Friday, November 27, 2015

Running Update 2:03:10

I ran my fifth half marathon this past Sunday in Tulsa. It was a good experience all around: the race itself and a road trip weekend with a friend. Stephanie and I drove up Saturday afternoon in time to go by the expo to pick up our race packets and jackets.

Here are the memorable things about the pre-race:

1. We stayed at a hotel that was part of the Route 66 Race so we would have a shuttle to the race. This was definitely worth the discounted price. After we checked in, we ate at the pasta buffet at the restaurant. It was a good idea: we didn't have to drive anywhere AND it was yummy!

2. Then we just hung out in our room watching SNL clips until it was an acceptable hour to go to bed. I don't think either of us slept great; I think we had pre-race jitters.

3. The hotel provided a box breakfast for all runners. It had a variety of food so we both got to eat something that worked for each of us.

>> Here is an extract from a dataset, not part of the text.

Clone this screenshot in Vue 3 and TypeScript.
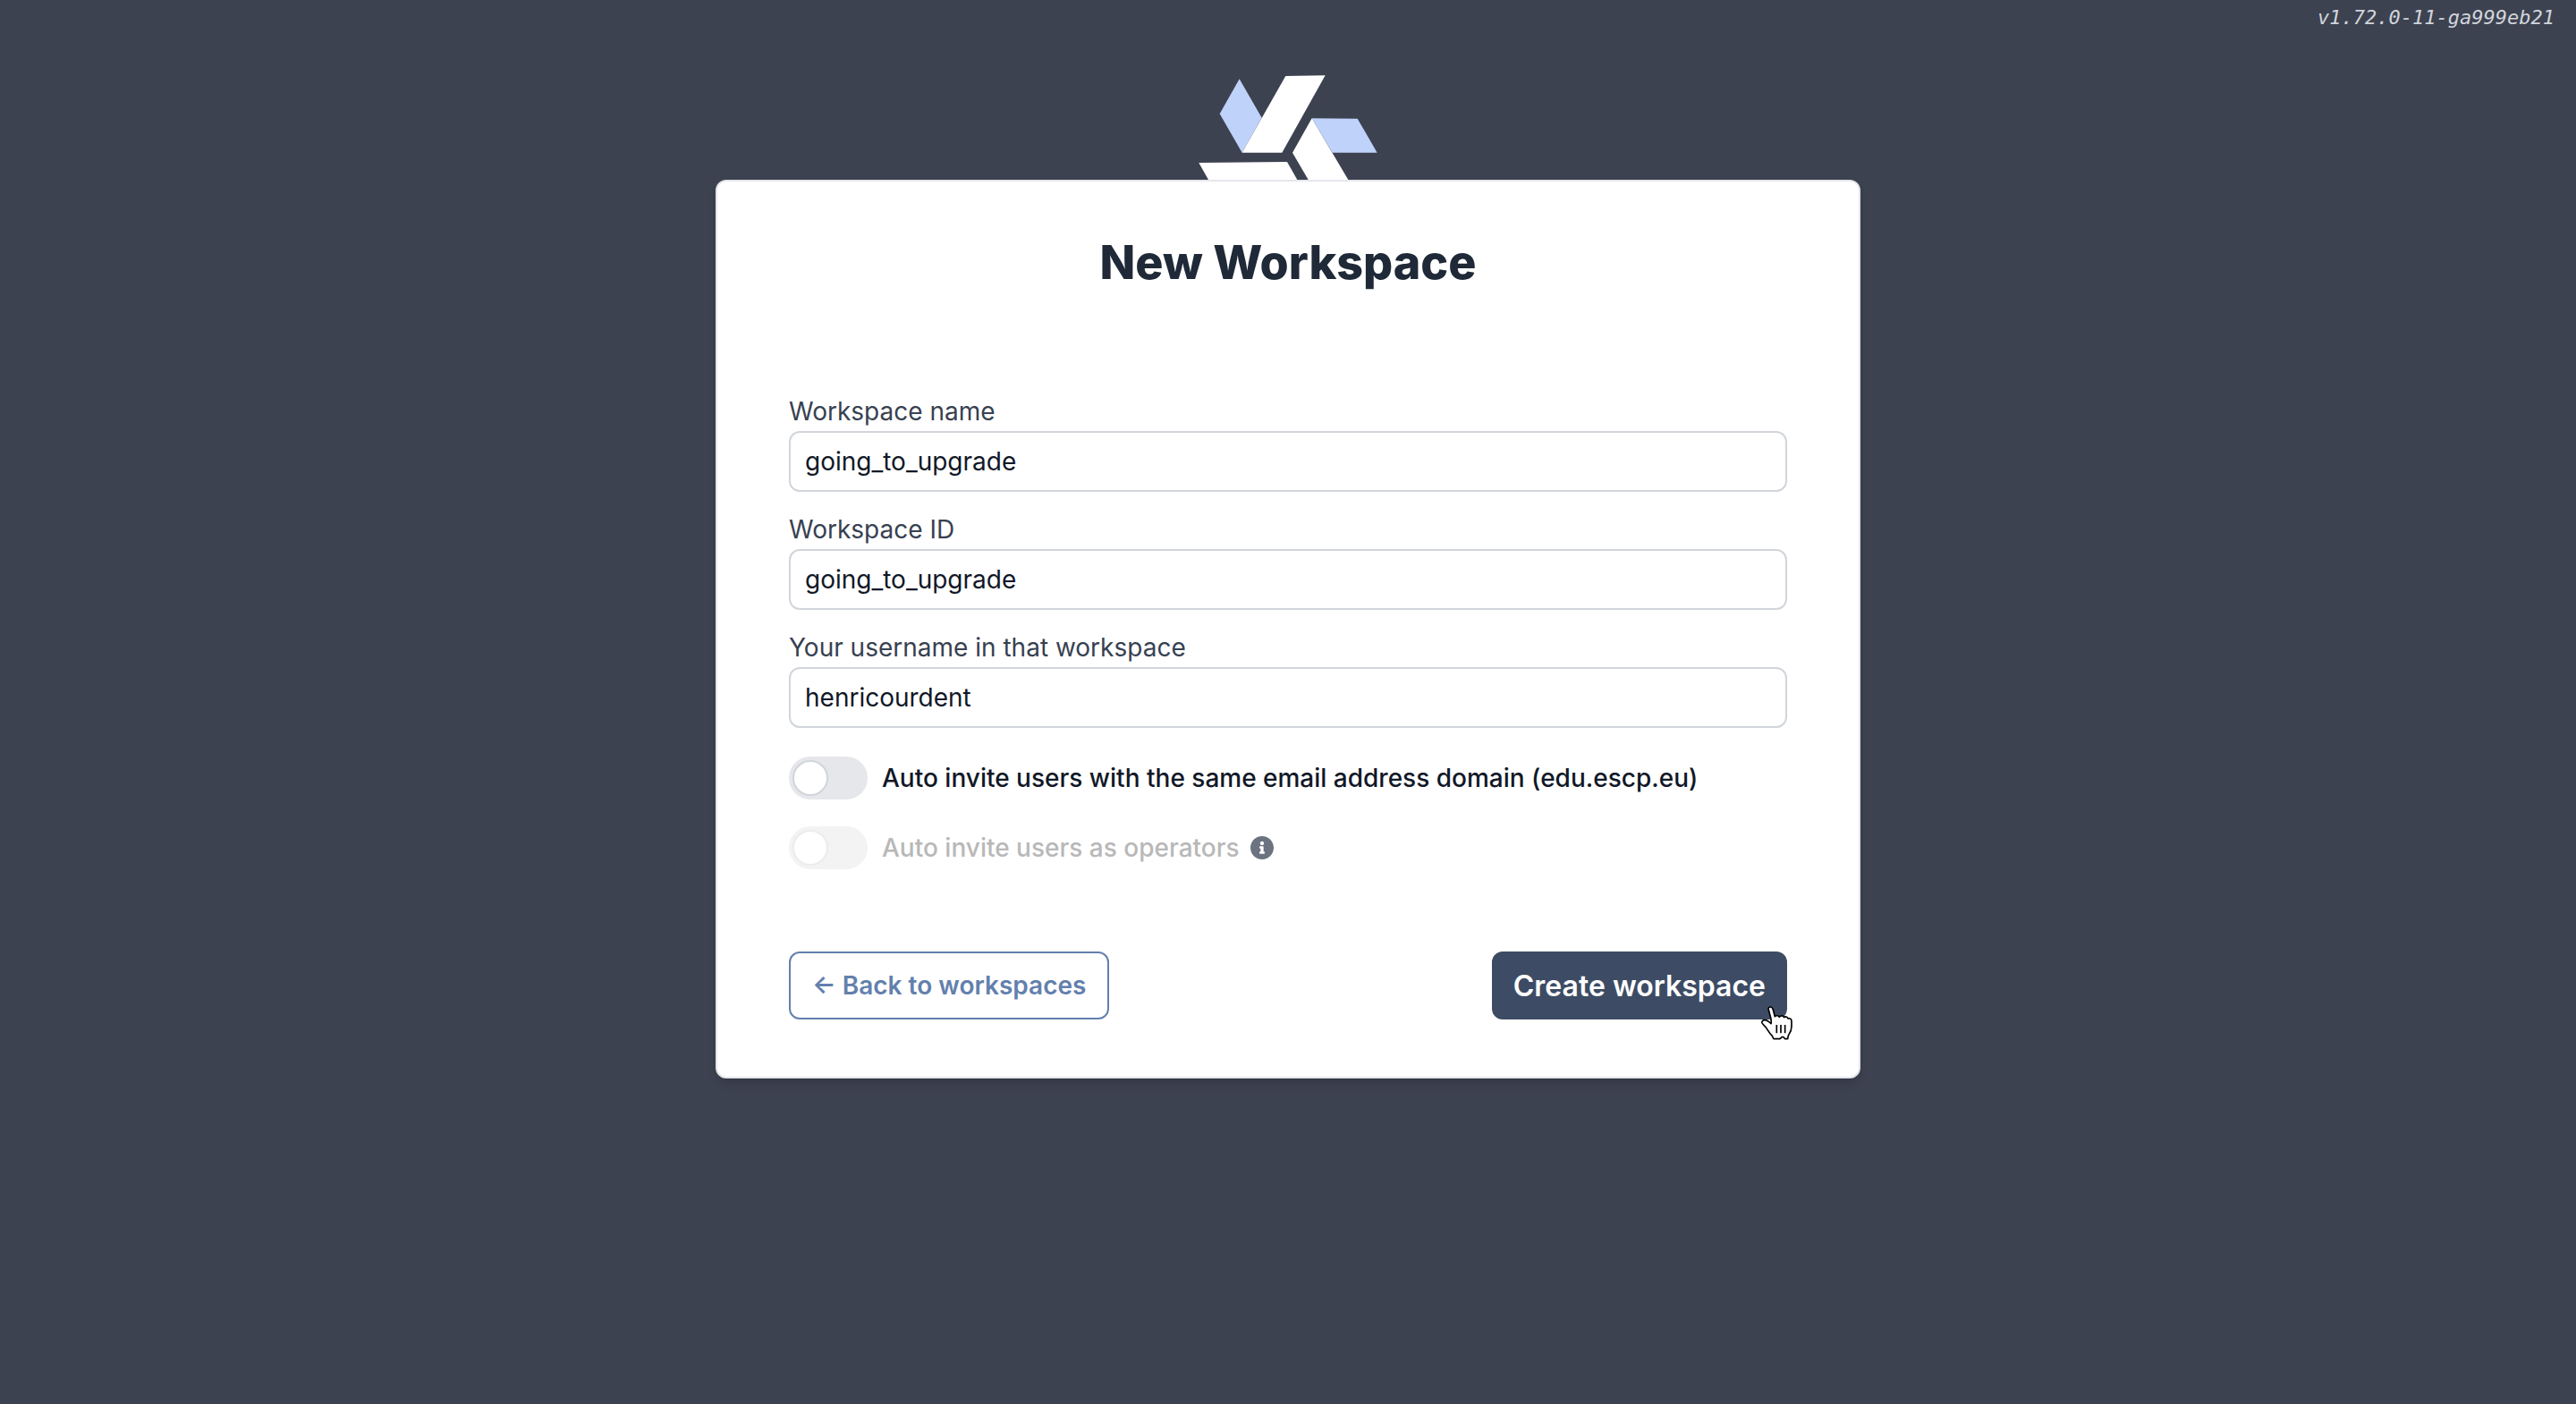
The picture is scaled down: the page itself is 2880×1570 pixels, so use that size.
<script setup lang="ts">
import { reactive, ref } from 'vue'

interface Field {
  id: string
  label: string
  value: string
}

const version = 'v1.72.0-11-ga999eb21'
const domain = 'edu.escp.eu'

const fields = reactive<Field[]>([
  { id: 'workspace-name', label: 'Workspace name', value: 'going_to_upgrade' },
  { id: 'workspace-id', label: 'Workspace ID', value: 'going_to_upgrade' },
  { id: 'username', label: 'Your username in that workspace', value: 'henricourdent' },
])

const autoInvite = ref(false)
const inviteAsOperator = ref(false)
</script>

<template>
  <div class="page">
    <header class="version">{{ version }}</header>

    <svg class="logo" viewBox="0 0 720 423" aria-hidden="true">
      <polygon class="blade-light" points="197,85 272,215 206,332 131,202" />
      <polygon class="blade-light" points="440,217 593,218 659,332 509,332" />
      <polygon class="blade" points="352,75 485,73 340,332 206,332" />
      <polygon class="blade" points="440,217 562,423 428,423 375,332" />
      <polygon class="blade" points="61,366 357,363 391,423 93,423" />
    </svg>

    <main class="card">
      <h1>New Workspace</h1>

      <form @submit.prevent>
        <div class="fields">
          <div v-for="field in fields" :key="field.id" class="field">
            <label :for="field.id">{{ field.label }}</label>
            <input :id="field.id" v-model="field.value" type="text" />
          </div>
        </div>

        <div class="toggles">
          <label class="toggle">
            <input v-model="autoInvite" type="checkbox" />
            <span>Auto invite users with the same email address domain ({{ domain }})</span>
          </label>
          <div class="toggle-row">
            <label class="toggle disabled">
              <input v-model="inviteAsOperator" type="checkbox" :disabled="!autoInvite" />
              <span>Auto invite users as operators</span>
            </label>
            <svg class="info" viewBox="8 8 496 496" aria-hidden="true">
              <path
                d="M256 8C119.043 8 8 119.083 8 256c0 136.997 111.043 248 248 248s248-111.003 248-248C504 119.083 392.957 8 256 8zm0 110c23.196 0 42 18.804 42 42s-18.804 42-42 42-42-18.804-42-42 18.804-42 42-42zm56 254c0 6.627-5.373 12-12 12h-88c-6.627 0-12-5.373-12-12v-24c0-6.627 5.373-12 12-12h12v-64h-12c-6.627 0-12-5.373-12-12v-24c0-6.627 5.373-12 12-12h64c6.627 0 12 5.373 12 12v100h12c6.627 0 12 5.373 12 12v24z"
              />
            </svg>
          </div>
        </div>

        <div class="actions">
          <a class="button back" href="#">← Back to workspaces</a>
          <div class="submit">
            <button class="button create" type="submit">Create workspace</button>
            <svg class="pointer" viewBox="28 44 105 114" aria-hidden="true">
              <path
                class="hand"
                d="M53 57C51 50 54 47 59 47C64 47 66 50 68 56L74 79C78 75 86 75 89 81C93 75 101 75 105 82C109 78 115 79 118 86C124 84 130 87 130 95V112C130 126 126 132 121 139C118 143 118 149 117 154H108C106 152 103 147 100 147C97 147 94 152 91 154H70C67 152 68 148 65 144C57 137 52 128 47 120C42 112 34 107 31 101C29 95 34 91 40 91C48 91 54 96 61 103C62 98 62 91 60 83Z"
              />
              <path class="crease" d="M80 107V135M94 107V135M108 107V135" />
            </svg>
          </div>
        </div>
      </form>
    </main>
  </div>
</template>

<style>
body {
  background: #3d4251;
}
</style>

<style scoped>
.page {
  display: flex;
  flex-direction: column;
  align-items: center;
  min-height: 100vh;
  background: #3d4251;
  color: #111827;
  font-family: Inter, "Liberation Sans", sans-serif;
  font-size: 28px;
  line-height: 40px;
}

.version {
  align-self: stretch;
  padding-right: 24px;
  margin-bottom: 20px;
  color: #d1d5db;
  font-family: "DejaVu Sans Mono", "Liberation Mono", monospace;
  font-size: 22px;
  font-style: italic;
  text-align: right;
}

.logo {
  display: block;
  width: 240px;
  height: 141px;
}

.blade {
  fill: #fff;
}

.blade-light {
  fill: #bfd2f9;
}

.card {
  box-sizing: border-box;
  width: 100%;
  max-width: 1280px;
  padding: 55px 80px 64px;
  border: 2px solid #e5e7eb;
  border-radius: 12px;
  background: #fff;
  box-shadow: 0 8px 12px -2px rgba(0, 0, 0, 0.1), 0 4px 8px -4px rgba(0, 0, 0, 0.1);
}

h1 {
  margin: 0 0 108px;
  color: #1f2937;
  font-size: 52px;
  font-weight: 800;
  line-height: 72px;
  text-align: center;
}

.fields {
  display: flex;
  flex-direction: column;
  gap: 20px;
}

.field label {
  display: block;
  color: #374151;
  line-height: 44px;
}

.field input {
  display: block;
  box-sizing: border-box;
  width: 100%;
  height: 68px;
  padding: 0 16px;
  border: 2px solid #d1d5db;
  border-radius: 12px;
  background: #fff;
  color: #111827;
  font: inherit;
}

.toggles {
  display: flex;
  flex-direction: column;
  gap: 30px;
  margin-top: 32px;
}

.toggle-row {
  display: flex;
  align-items: center;
  gap: 12px;
}

.toggle {
  display: flex;
  align-items: center;
  gap: 16px;
  font-weight: 500;
}

.toggle input {
  appearance: none;
  flex: none;
  box-sizing: border-box;
  width: 88px;
  height: 48px;
  margin: 0;
  padding: 4px;
  border-radius: 24px;
  background: #e5e7eb;
}

.toggle input::before {
  content: "";
  display: block;
  box-sizing: border-box;
  width: 40px;
  height: 40px;
  border: 2px solid #d1d5db;
  border-radius: 50%;
  background: #fff;
}

.toggle input:checked::before {
  margin-left: auto;
}

.toggle.disabled {
  color: #b8b8b8;
}

.toggle.disabled input {
  background: #f3f3f3;
}

.toggle.disabled input::before {
  border-color: #ececec;
}

.info {
  width: 26px;
  height: 26px;
  fill: #6b7280;
}

.actions {
  display: flex;
  justify-content: space-between;
  margin-top: 92px;
}

.button {
  display: flex;
  align-items: center;
  box-sizing: border-box;
  height: 76px;
  padding: 0 24px;
  border: 2px solid;
  border-radius: 12px;
  font-family: inherit;
  font-weight: 600;
  text-decoration: none;
}

.back {
  border-color: #6380ad;
  color: #6380ad;
}

.create {
  padding: 0 22px;
  border-color: #3d4c64;
  background: #3d4c64;
  color: #fff;
  font-size: 32px;
}

.submit {
  position: relative;
}

.pointer {
  position: absolute;
  right: -6px;
  bottom: -23px;
  width: 35px;
  height: 38px;
}

.hand {
  fill: #fff;
  stroke: #000;
  stroke-width: 5;
  stroke-linejoin: round;
}

.crease {
  fill: none;
  stroke: #000;
  stroke-width: 5;
}
</style>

4. I realized how cold it was on the shuttle. As I waited for the race to begin, my hands and feet went numb. A woman at the start line told me this year was much colder than the prior year. A man gave me one of those warming packets you hold in your hands. I used it the first few miles alternating it in my hands warming them up. Then I stuck it in my pocket. Good thing. At the finish, it was still warm and helped to warm my hands up again while I waited for Stephanie. 

During the Race...

1. It took about 3 miles until I could feel my feet again. This was the coldest temperature I had ran a considerable distance. At the end of the race, I was coughing a bit from the cold air, but it wasn't too bad. 

2. I realized about a kilometer in that my watch was set on kilometers. I had done a speed work out on my last run and forgot to change it back to miles. This actually might have been helpful for me. I paid attention enough to know I wasn't going too fast at the beginning watching my kilometer times. I would see mile markers and check my overall time, but I wasn't obsessed too much about the time. Mainly because I couldn't convert km pace times to mile pace times effectively in my head while I'm running a half marathon!

3. Around mile 6 I was feeling good. I could tell my training was paying off. I was handling the hills just fine. Six months ago, those hills would have really slowed me down. 

4. I had this ankle-calf cramp off and on the entire race. I think it was from the cold. At mile 10, I was tired. And so cold. And hurting. Not as bad as I was during my last half marathon, but still ready to be done. This was the point of the race that I start to have these thoughts:

What the crap was I thinking when I thought running hills in the cold was a good idea?

Why in the world did I think I'll ever want to run a full marathon? There's no way.

I think I'm slowing down too much. There's no way I'm going to make my two-hour goal.

I have discovered that part of running is the head game you have to play with yourself. I started reassuring myself that it was almost over and that I had this. Towards the end of the race, other runners are even more encouraging. I had a nice female runner yell out encouraging words as I passed her on the road. I was actually surprised when I crossed the finish line and saw my time.

 Though I was hoping for a two-hour time or less, I was happy with my PR. It was a rough course that morning: rolling hills and cold temperatures. I could tell my training had paid off. 

Recently, my fast friend Pam told me, "I run because it isn't easy. It's about getting out there and doing what you can with what you got."

I couldn't have said it better myself.